There may be love. History. Shared values. Shared responsibilities. Leaving may feel unnecessary, even cruel.
And yet, staying comes with its own cost.
You grieve privately for a version of connection that no longer exists. You miss conversations that go deeper than logistics. You long for accountability that does not need to be coached. You want to be met where you are, not translated into a version that is easier for others to digest.
This grief is rarely acknowledged. There is no ritual for it. No social language that legitimizes it.
So it lingers, unspoken.
Why Resentment Creeps In
When asymmetrical maturity goes unacknowledged, resentment often fills the gap.
Not loud resentment. Quiet resentment.
It shows up as emotional withdrawal, moral sharpness, or internal superiority. You begin to see patterns more clearly than the person you are in relationship with, and that clarity can curdle into contempt if you are not careful.
This is the danger point.
Resentment allows you to feel justified without being vulnerable. It protects you from the pain of unmetness by reframing it as deficiency in the other.
But resentment is not resolution. It is an emotional anesthetic.
And like all anesthetics, it comes at the cost of sensation.
You find yourself playing a role in a play you finished writing years ago. You return to old jokes, old dynamics, and old surface-level interests because they are the safe zones where the asymmetry is less visible. You protect the other person from your own growth, and in doing so, you turn the relationship into a curated exhibit of your former self.
The Temptation to Become Smaller
Another common response to asymmetrical maturity is self-reduction.
You stop naming what you see. You lower expectations. You accept explanations you know are incomplete. You tell yourself that this is simply how relationships work.
On the surface, this looks like patience or acceptance.
Internally, it feels like shrinking.
Over time, the cost becomes existential. You lose contact with parts of yourself that emerged through growth. You feel less alive, less honest, less internally aligned.
The loneliness deepens because now you are alone not only with the other person, but with yourself.
Responsibility Without Rescue
One of the most important distinctions in asymmetrical maturity is between responsibility and rescue.
The more mature person often feels responsible for maintaining stability. They smooth conflict, absorb tension, and carry the emotional labor of repair. This is not always conscious. It often feels like being reasonable.
But responsibility becomes rescue when it prevents the other person from encountering the consequences of their own limitations.
Rescue preserves connection at the expense of growth.
It quietly positions you as the container for a relationship that cannot yet contain itself. There is a profound weariness in being the only one who notices the pattern while it is unfolding. You are both participant and observer, watching the collision occur in slow motion, knowing you will be the one expected to facilitate the repair.

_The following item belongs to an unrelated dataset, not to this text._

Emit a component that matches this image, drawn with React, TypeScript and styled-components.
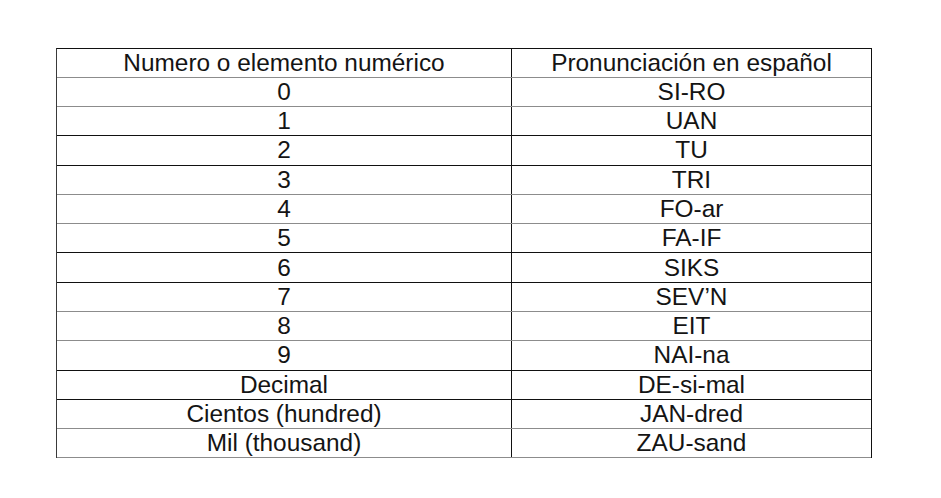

It is the exhaustion of being the only adult in the room when what you want is a partner.
This is unsustainable.
Choosing Clarity Over Superiority
There is a way to hold asymmetrical maturity without becoming resentful or self-erasing.
It begins with clarity.
Clarity that the asymmetry exists. Clarity that it is not a moral failure. Clarity that you cannot grow for someone else. And clarity that your responsibility is not to shrink or dominate, but to remain aligned with yourself.
This does not require confrontation or ultimatums. It requires internal honesty.

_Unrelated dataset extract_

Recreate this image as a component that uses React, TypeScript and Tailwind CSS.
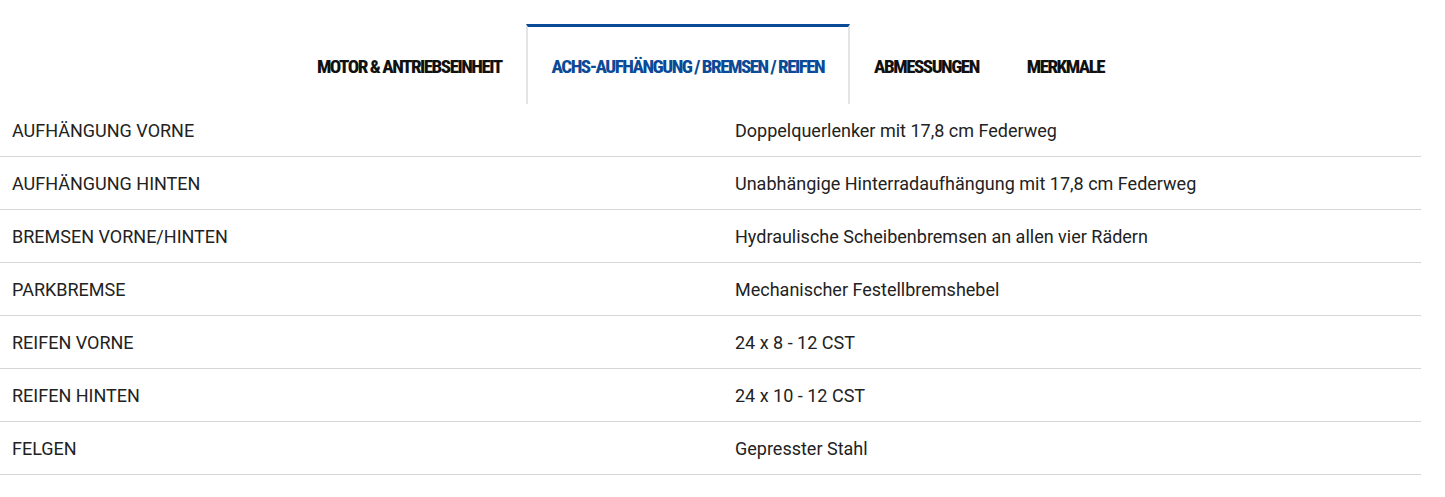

What do I need in order to stay connected without betraying myself.
That question shifts the frame from judgment to authorship.

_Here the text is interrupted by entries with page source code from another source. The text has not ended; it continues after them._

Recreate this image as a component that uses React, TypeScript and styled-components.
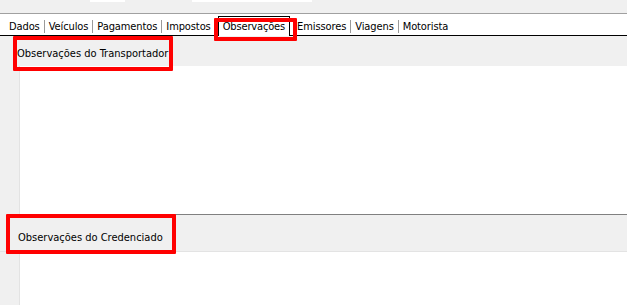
import React from "react";
import styled, { createGlobalStyle } from "styled-components";

const Global = createGlobalStyle`
  html, body { margin: 0; padding: 0; background: #f0f0f0; }
  body { font-family: "DejaVu Sans Condensed", "Liberation Sans", sans-serif; font-size: 11px; color: #000; }
  * { box-sizing: border-box; }
`;

const Page = styled.div`
  display: flex;
  flex-direction: column;
  height: 305px;
  width: 627px;
  overflow: hidden;
  background: #f0f0f0;
`;

const TopStrip = styled.div`
  display: flex;
  height: 14px;
  border-bottom: 1px solid #a0a0a0;
  flex-shrink: 0;
`;

const CutField = styled.div<{ $left: number; $width: number }>`
  margin-left: ${(p) => p.$left}px;
  width: ${(p) => p.$width}px;
  height: 2px;
  background: #fff;
`;

const TabBar = styled.div`
  display: flex;
  align-items: stretch;
  height: 22px;
  padding-left: 5px;
  background: #fff;
  border-bottom: 1px solid #000;
  flex-shrink: 0;
`;

const Tab = styled.div`
  display: flex;
  align-items: flex-start;
  padding: 6px 4px 0 4px;
  line-height: 14px;
  letter-spacing: -0.1px;
  white-space: nowrap;
`;

const Sep = styled.div`
  width: 1px;
  height: 13px;
  align-self: flex-start;
  margin-top: 6px;
  background: #9a9a9a;
`;

const ActiveTab = styled.div`
  position: relative;
  display: flex;
  align-items: flex-start;
  margin: 2px 3px -1px 3px;
  padding: 3px 4px 0 4px;
  border: 1px solid #000;
  border-bottom: none;
  background: #fff;
  line-height: 14px;
  letter-spacing: -0.15px;
  white-space: nowrap;
`;

const Highlight = styled.div<{ $l: number; $t: number; $w: number; $h: number }>`
  position: absolute;
  left: ${(p) => p.$l}px;
  top: ${(p) => p.$t}px;
  width: ${(p) => p.$w}px;
  height: ${(p) => p.$h}px;
  border: 4px solid #ff0000;
  border-radius: 1px;
  z-index: 5;
  pointer-events: none;
`;

const Header = styled.div<{ $h: number; $pt: number; $pl: number; $line?: boolean }>`
  position: relative;
  height: ${(p) => p.$h}px;
  padding: ${(p) => p.$pt}px 0 0 ${(p) => p.$pl}px;
  line-height: 14px;
  background: #f0f0f0;
  flex-shrink: 0;
  ${(p) => (p.$line ? "border-bottom: 1px solid #e3e3e3;" : "")}
`;

const Memo = styled.div<{ $h?: number; $bottomRule?: boolean }>`
  margin-left: 19px;
  background: #fff;
  border-left: 1px solid #e3e3e3;
  ${(p) => (p.$h ? `height: ${p.$h}px; flex-shrink: 0;` : "flex: 1;")}
  ${(p) => (p.$bottomRule ? "border-bottom: 1px solid #808080;" : "")}
`;

const tabs = ["Dados", "Veículos", "Pagamentos", "Impostos"];
const tabsAfter = ["Emissores", "Viagens", "Motorista"];

export default function App() {
  return (
    <>
      <Global />
      <Page>
        <TopStrip>
          <CutField $left={90} $width={35} />
          <CutField $left={67} $width={120} />
        </TopStrip>
        <TabBar>
          {tabs.map((t, i) => (
            <React.Fragment key={t}>
              {i > 0 && <Sep />}
              <Tab>{t}</Tab>
            </React.Fragment>
          ))}
          <ActiveTab>
            Observações
            <Highlight $l={-5} $t={1} $w={83} $h={23} />
          </ActiveTab>
          {tabsAfter.map((t, i) => (
            <React.Fragment key={t}>
              {i > 0 && <Sep />}
              <Tab>{t}</Tab>
            </React.Fragment>
          ))}
        </TabBar>
        <Header $h={30} $pt={11} $pl={17}>
          Observações do Transportador
          <Highlight $l={13} $t={0} $w={160} $h={35} />
        </Header>
        <Memo $h={149} $bottomRule />
        <Header $h={37} $pt={16} $pl={18} $line>
          Observações do Credenciado
          <Highlight $l={6} $t={-1} $w={170} $h={40} />
        </Header>
        <Memo />
      </Page>
    </>
  );
}
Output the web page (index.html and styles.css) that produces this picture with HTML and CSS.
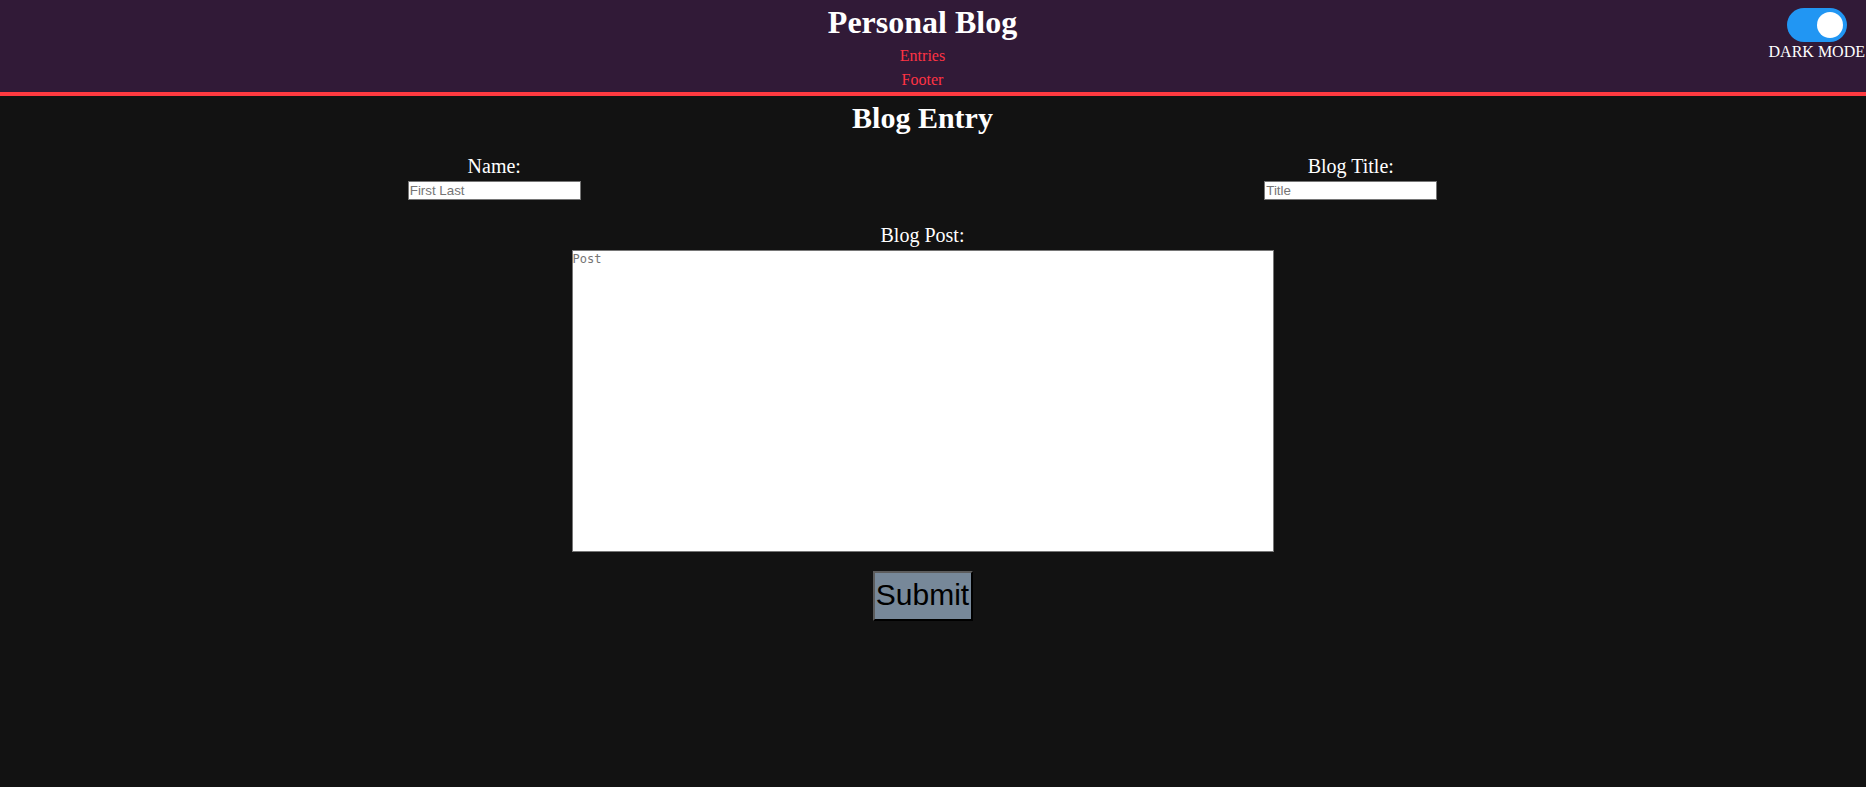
FILE: index.html
```html
<!DOCTYPE html>
<html lang="en">
<head>
<meta charset="utf-8">
<title>Personal Blog</title>
<link rel="stylesheet" href="styles.css">
</head>
<body>
<header class="site-header">
  <div class="brand">
    <h1 class="brand-title">Personal Blog</h1>
    <nav class="brand-nav">
      <a class="nav-link" href="#entries">Entries</a>
      <a class="nav-link" href="#footer">Footer</a>
    </nav>
  </div>
  <div class="mode">
    <label class="switch">
      <input class="switch-input" type="checkbox" checked>
      <span class="slider"></span>
    </label>
    <span class="mode-label">DARK MODE</span>
  </div>
</header>
<main class="entry">
  <h2 class="entry-title">Blog Entry</h2>
  <form class="entry-form">
    <div class="row">
      <div class="field">
        <label class="field-label" for="name">Name:</label>
        <input class="text-input" id="name" type="text" placeholder="First Last">
      </div>
      <div class="field">
        <label class="field-label" for="title">Blog Title:</label>
        <input class="text-input" id="title" type="text" placeholder="Title">
      </div>
    </div>
    <div class="field post-field">
      <label class="field-label" for="post">Blog Post:</label>
      <textarea class="post-input" id="post" placeholder="Post"></textarea>
    </div>
    <button class="submit" type="submit">Submit</button>
  </form>
</main>
</body>
</html>
```
FILE: styles.css
```css
html, body {
  margin: 0;
  padding: 0;
}
body {
  background: #121212;
  color: #ffffff;
  font-family: "Liberation Serif", "Times New Roman", serif;
  overflow: hidden;
  min-height: 787px;
}
.site-header {
  position: relative;
  background: #311a37;
  border-bottom: 4px solid #ff3a40;
  height: 92px;
  padding-right: 21px;
}
.brand {
  text-align: center;
}
.brand-title {
  margin: 0;
  font-size: 32px;
  line-height: 44px;
  font-weight: bold;
  color: #ffffff;
}
.brand-nav {
  display: flex;
  flex-direction: column;
  align-items: center;
}
.nav-link {
  font-size: 16px;
  line-height: 24px;
  color: #ff3344;
  text-decoration: none;
}
.mode {
  position: absolute;
  top: 8px;
  right: 1px;
  display: flex;
  flex-direction: column;
  align-items: center;
}
.switch {
  position: relative;
  display: block;
  width: 60px;
  height: 34px;
}
.switch-input {
  opacity: 0;
  width: 0;
  height: 0;
  margin: 0;
}
.slider {
  position: absolute;
  inset: 0;
  background: #2196f3;
  border-radius: 34px;
}
.slider::before {
  content: "";
  position: absolute;
  width: 26px;
  height: 26px;
  left: 30px;
  top: 4px;
  background: #ffffff;
  border-radius: 50%;
}
.mode-label {
  margin-top: 1px;
  font-size: 16px;
  line-height: 18px;
  white-space: nowrap;
  color: #ffffff;
}
.entry {
  margin-right: 21px;
  text-align: center;
}
.entry-title {
  margin: 5px 0 0;
  font-size: 30px;
  line-height: 34px;
  font-weight: bold;
}
.entry-form {
  display: flex;
  flex-direction: column;
  align-items: center;
}
.row {
  align-self: stretch;
  display: grid;
  grid-template-columns: 1fr 1fr;
  padding: 0 66px;
  margin-top: 20px;
}
.field {
  display: flex;
  flex-direction: column;
  align-items: center;
}
.field-label {
  font-size: 20px;
  line-height: 23px;
  color: #ffffff;
}
.text-input {
  box-sizing: border-box;
  width: 173px;
  height: 19px;
  margin-top: 3px;
  padding: 1px;
  border: 1px solid #767676;
  background: #ffffff;
  font-family: "Liberation Sans", Arial, sans-serif;
  font-size: 13.33px;
  color: #000;
}
.text-input::placeholder {
  color: #757575;
}
.post-field {
  margin-top: 24px;
}
.post-input {
  box-sizing: border-box;
  width: 702px;
  height: 302px;
  margin: 3px 0 0;
  padding: 1px 0;
  border: 1px solid #767676;
  background: #ffffff;
  font-family: "DejaVu Sans Mono", "Liberation Mono", monospace;
  font-size: 12px;
  resize: none;
}
.post-input::placeholder {
  color: #757575;
}
.submit {
  box-sizing: border-box;
  width: 100px;
  height: 50px;
  margin-top: 19px;
  padding: 0 0 2px;
  background: #778899;
  border: 2px solid;
  border-color: #5c5c5c #000000 #000000 #5c5c5c;
  font-family: "Liberation Sans", Arial, sans-serif;
  font-size: 30px;
  color: #000000;
}
```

When Staying Is a Choice, Not a Default
Some relationships survive asymmetrical maturity. Others do not.
The deciding factor is rarely love. It is capacity.
Capacity to tolerate difference. Capacity to grow. Capacity to take responsibility without defensiveness.
Staying becomes healthy only when it is chosen consciously rather than endured quietly.
When staying is a default, loneliness hardens. When staying is a choice, it becomes bounded.
And boundaries change the emotional math.
The Maturity of Not Forcing the Timeline
One of the most painful truths about asymmetrical maturity is that you cannot accelerate someone else’s development.
Insight cannot be transferred. Readiness cannot be argued into existence. Growth has its own timing.
Maturity involves resisting the urge to drag others forward or hold yourself back.
It means allowing the asymmetry to exist without trying to resolve it prematurely.
This is not passive.
It is disciplined.
Living With the Gap
Living with asymmetrical maturity means accepting that some people will never meet you where you are.
That acceptance is not resignation. It is realism.
It allows you to decide how much closeness is possible, what kind of intimacy is sustainable, and where you need differentiation rather than depth.
You stop demanding symmetry where it does not yet exist.
And in doing so, you reclaim yourself.
The Loneliness That Does Not Mean Failure
The loneliness of asymmetrical maturity is not evidence that something is wrong.
It is evidence that something has developed.
It signals that your internal capacities have expanded beyond the relational container you are currently in.
What you do with that signal matters.
You can silence it through resentment. You can dull it through self-reduction. Or you can listen to it as information about where you are and what you need.
Sometimes the most mature thing a person can do is remain present without pretending. To stay honest without being cruel. To recognize that growth does not always synchronize, and that love does not always mean sameness.
The loneliness remains. But it changes character.
It becomes less about being unseen, and more about being clear.
And clarity, while still lonely at times, is no longer disorienting.
It gives you a place to stand.
A place where you no longer have to wait for permission to be as whole as you have become. Where you stop looking for a mirror in someone who can only see a fragment.
And in that standing, you find a different kind of connection.
One that begins with being a faithful witness to your own expansion, even when you are the only one who can see it.